>>>>

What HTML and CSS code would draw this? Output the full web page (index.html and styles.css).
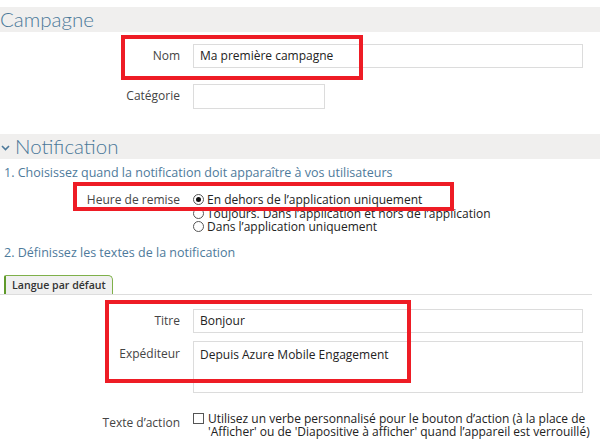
FILE: index.html
```html
<!DOCTYPE html>
<html lang="fr">
<head>
<meta charset="utf-8">
<link rel="stylesheet" href="styles.css">
</head>
<body>
<div class="page">
  <div class="bar"><span class="bar-title">Campagne</span></div>
  <div class="row row-nom">
    <label class="lbl">Nom</label>
    <div class="input wide">Ma première campagne</div>
  </div>
  <div class="row row-cat">
    <label class="lbl">Catégorie</label>
    <div class="input short"></div>
  </div>

  <div class="bar bar-notif">
    <svg class="chev" width="9" height="6" viewBox="0 0 9 6"><path d="M1 1 L4.5 4.5 L8 1" fill="none" stroke="#4e7a9b" stroke-width="1.6"/></svg>
    <span class="bar-title">Notification</span>
  </div>
  <div class="step step1">1. Choisissez quand la notification doit apparaître à vos utilisateurs</div>
  <div class="row row-heure">
    <label class="lbl">Heure de remise</label>
    <div class="radios">
      <div class="opt"><span class="radio on"></span>En dehors de l’application uniquement</div>
      <div class="opt"><span class="radio"></span>Toujours. Dans l’application et hors de l’application</div>
      <div class="opt"><span class="radio"></span>Dans l’application uniquement</div>
    </div>
  </div>
  <div class="step step2">2. Définissez les textes de la notification</div>
  <div class="tabs"><div class="tab">Langue par défaut</div></div>
  <div class="row row-titre">
    <label class="lbl">Titre</label>
    <div class="input wide">Bonjour</div>
  </div>
  <div class="row row-exp">
    <label class="lbl">Expéditeur</label>
    <div class="input wide area">Depuis Azure Mobile Engagement</div>
  </div>
  <div class="row row-action">
    <label class="lbl">Texte d’action</label>
    <div class="check-line"><span class="check"></span><span class="check-text">Utilisez un verbe personnalisé pour le bouton d’action (à la place de 'Afficher' ou de 'Diapositive à afficher' quand l’appareil est verrouillé)</span></div>
  </div>

  <div class="mark mark1"></div>
  <div class="mark mark2"></div>
  <div class="mark mark3"></div>
</div>
</body>
</html>
```
FILE: styles.css
```css
html, body {
  margin: 0;
  padding: 0;
  background: #fff;
}
body {
  font-family: "Open Sans", "Noto Sans", sans-serif;
  font-size: 12px;
  color: #333;
}
.page {
  position: relative;
  width: 600px;
  height: 445px;
  overflow: hidden;
  display: flex;
  flex-direction: column;
}
.bar {
  margin-top: 7px;
  height: 25px;
  background: #f0efee;
  display: flex;
  align-items: center;
}
.bar-title {
  font-family: Lato, "Open Sans", sans-serif;
  font-weight: 300;
  font-size: 20.5px;
  color: #4a7899;
  line-height: 25px;
}
.bar-notif {
  margin-top: 25px;
  gap: 5px;
}
.chev {
  margin-left: 1px;
  margin-top: 2px;
}
.row {
  display: grid;
  grid-template-columns: 180px 390px;
  column-gap: 13px;
}
.lbl {
  text-align: right;
  color: #444;
  line-height: 24px;
}
.input {
  box-sizing: border-box;
  border: 1px solid #dcdcdc;
  height: 24px;
  line-height: 22px;
  padding: 0 6px;
  color: #222;
}
.short {
  width: 132px;
  height: 25px;
}
.row-nom { margin-top: 12px; }
.row-cat { margin-top: 16px; }
.step {
  color: #4e7a9b;
  font-size: 12.5px;
  padding-left: 4px;
  line-height: 16px;
}
.step1 { margin-top: 6px; }
.row-heure { margin-top: 12px; }
.row-heure .lbl { line-height: 14px; }
.radios {
  display: flex;
  flex-direction: column;
}
.opt {
  display: flex;
  align-items: center;
  line-height: 13.5px;
  color: #222;
}
.radio {
  box-sizing: border-box;
  width: 11px;
  height: 11px;
  border: 1px solid #555;
  border-radius: 50%;
  margin-right: 3px;
  position: relative;
}
.radio.on::after {
  content: "";
  position: absolute;
  left: 2px;
  top: 2px;
  width: 5px;
  height: 5px;
  border-radius: 50%;
  background: #111;
}
.step2 { margin-top: 11px; }
.tabs {
  margin-top: 14px;
  width: 592px;
  border-bottom: 1px solid #dddddd;
  display: flex;
}
.tab {
  margin-left: 4px;
  height: 19px;
  box-sizing: border-box;
  padding: 0 6px 0 6px;
  background: #f0f0f0;
  border-left: 2px solid #5f9a2a;
  border-top: 1px solid #7fb04a;
  border-right: 1px solid #7fb04a;
  border-top-left-radius: 2px;
  border-top-right-radius: 5px;
  font-size: 10.6px;
  font-weight: 600;
  line-height: 18px;
  color: #333;
  white-space: nowrap;
}
.row-titre { margin-top: 14px; }
.row-exp { margin-top: 8px; }
.row-exp .lbl { line-height: 26px; }
.area {
  height: 52px;
  line-height: 26px;
}
.row-action { margin-top: 19px; }
.row-action .lbl { line-height: 14px; padding-top: 4px; }
.check-line {
  display: flex;
  align-items: flex-start;
  width: 400px;
}
.check {
  flex: none;
  box-sizing: border-box;
  width: 11px;
  height: 11px;
  border: 1px solid #555;
  margin-top: 1px;
  margin-right: 4px;
}
.check-text {
  line-height: 13px;
  color: #222;
}
.mark {
  position: absolute;
  border: 4px solid #ee1c25;
  box-sizing: border-box;
}
.mark1 { left: 121px; top: 35px; width: 242px; height: 45px; }
.mark2 { left: 73px; top: 182px; width: 381px; height: 29px; }
.mark3 { left: 105px; top: 300px; width: 306px; height: 83px; }
```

<<<<

Task objective: Write the lines above out again exactly, without any of their pictures.

Solved problem:
What HTML and CSS code would draw this? Output the full web page (index.html and styles.css).
FILE: index.html
```html
<!DOCTYPE html>
<html lang="fr">
<head>
<meta charset="utf-8">
<link rel="stylesheet" href="styles.css">
</head>
<body>
<div class="page">
  <div class="bar"><span class="bar-title">Campagne</span></div>
  <div class="row row-nom">
    <label class="lbl">Nom</label>
    <div class="input wide">Ma première campagne</div>
  </div>
  <div class="row row-cat">
    <label class="lbl">Catégorie</label>
    <div class="input short"></div>
  </div>

  <div class="bar bar-notif">
    <svg class="chev" width="9" height="6" viewBox="0 0 9 6"><path d="M1 1 L4.5 4.5 L8 1" fill="none" stroke="#4e7a9b" stroke-width="1.6"/></svg>
    <span class="bar-title">Notification</span>
  </div>
  <div class="step step1">1. Choisissez quand la notification doit apparaître à vos utilisateurs</div>
  <div class="row row-heure">
    <label class="lbl">Heure de remise</label>
    <div class="radios">
      <div class="opt"><span class="radio on"></span>En dehors de l’application uniquement</div>
      <div class="opt"><span class="radio"></span>Toujours. Dans l’application et hors de l’application</div>
      <div class="opt"><span class="radio"></span>Dans l’application uniquement</div>
    </div>
  </div>
  <div class="step step2">2. Définissez les textes de la notification</div>
  <div class="tabs"><div class="tab">Langue par défaut</div></div>
  <div class="row row-titre">
    <label class="lbl">Titre</label>
    <div class="input wide">Bonjour</div>
  </div>
  <div class="row row-exp">
    <label class="lbl">Expéditeur</label>
    <div class="input wide area">Depuis Azure Mobile Engagement</div>
  </div>
  <div class="row row-action">
    <label class="lbl">Texte d’action</label>
    <div class="check-line"><span class="check"></span><span class="check-text">Utilisez un verbe personnalisé pour le bouton d’action (à la place de 'Afficher' ou de 'Diapositive à afficher' quand l’appareil est verrouillé)</span></div>
  </div>

  <div class="mark mark1"></div>
  <div class="mark mark2"></div>
  <div class="mark mark3"></div>
</div>
</body>
</html>
```
FILE: styles.css
```css
html, body {
  margin: 0;
  padding: 0;
  background: #fff;
}
body {
  font-family: "Open Sans", "Noto Sans", sans-serif;
  font-size: 12px;
  color: #333;
}
.page {
  position: relative;
  width: 600px;
  height: 445px;
  overflow: hidden;
  display: flex;
  flex-direction: column;
}
.bar {
  margin-top: 7px;
  height: 25px;
  background: #f0efee;
  display: flex;
  align-items: center;
}
.bar-title {
  font-family: Lato, "Open Sans", sans-serif;
  font-weight: 300;
  font-size: 20.5px;
  color: #4a7899;
  line-height: 25px;
}
.bar-notif {
  margin-top: 25px;
  gap: 5px;
}
.chev {
  margin-left: 1px;
  margin-top: 2px;
}
.row {
  display: grid;
  grid-template-columns: 180px 390px;
  column-gap: 13px;
}
.lbl {
  text-align: right;
  color: #444;
  line-height: 24px;
}
.input {
  box-sizing: border-box;
  border: 1px solid #dcdcdc;
  height: 24px;
  line-height: 22px;
  padding: 0 6px;
  color: #222;
}
.short {
  width: 132px;
  height: 25px;
}
.row-nom { margin-top: 12px; }
.row-cat { margin-top: 16px; }
.step {
  color: #4e7a9b;
  font-size: 12.5px;
  padding-left: 4px;
  line-height: 16px;
}
.step1 { margin-top: 6px; }
.row-heure { margin-top: 12px; }
.row-heure .lbl { line-height: 14px; }
.radios {
  display: flex;
  flex-direction: column;
}
.opt {
  display: flex;
  align-items: center;
  line-height: 13.5px;
  color: #222;
}
.radio {
  box-sizing: border-box;
  width: 11px;
  height: 11px;
  border: 1px solid #555;
  border-radius: 50%;
  margin-right: 3px;
  position: relative;
}
.radio.on::after {
  content: "";
  position: absolute;
  left: 2px;
  top: 2px;
  width: 5px;
  height: 5px;
  border-radius: 50%;
  background: #111;
}
.step2 { margin-top: 11px; }
.tabs {
  margin-top: 14px;
  width: 592px;
  border-bottom: 1px solid #dddddd;
  display: flex;
}
.tab {
  margin-left: 4px;
  height: 19px;
  box-sizing: border-box;
  padding: 0 6px 0 6px;
  background: #f0f0f0;
  border-left: 2px solid #5f9a2a;
  border-top: 1px solid #7fb04a;
  border-right: 1px solid #7fb04a;
  border-top-left-radius: 2px;
  border-top-right-radius: 5px;
  font-size: 10.6px;
  font-weight: 600;
  line-height: 18px;
  color: #333;
  white-space: nowrap;
}
.row-titre { margin-top: 14px; }
.row-exp { margin-top: 8px; }
.row-exp .lbl { line-height: 26px; }
.area {
  height: 52px;
  line-height: 26px;
}
.row-action { margin-top: 19px; }
.row-action .lbl { line-height: 14px; padding-top: 4px; }
.check-line {
  display: flex;
  align-items: flex-start;
  width: 400px;
}
.check {
  flex: none;
  box-sizing: border-box;
  width: 11px;
  height: 11px;
  border: 1px solid #555;
  margin-top: 1px;
  margin-right: 4px;
}
.check-text {
  line-height: 13px;
  color: #222;
}
.mark {
  position: absolute;
  border: 4px solid #ee1c25;
  box-sizing: border-box;
}
.mark1 { left: 121px; top: 35px; width: 242px; height: 45px; }
.mark2 { left: 73px; top: 182px; width: 381px; height: 29px; }
.mark3 { left: 105px; top: 300px; width: 306px; height: 83px; }
```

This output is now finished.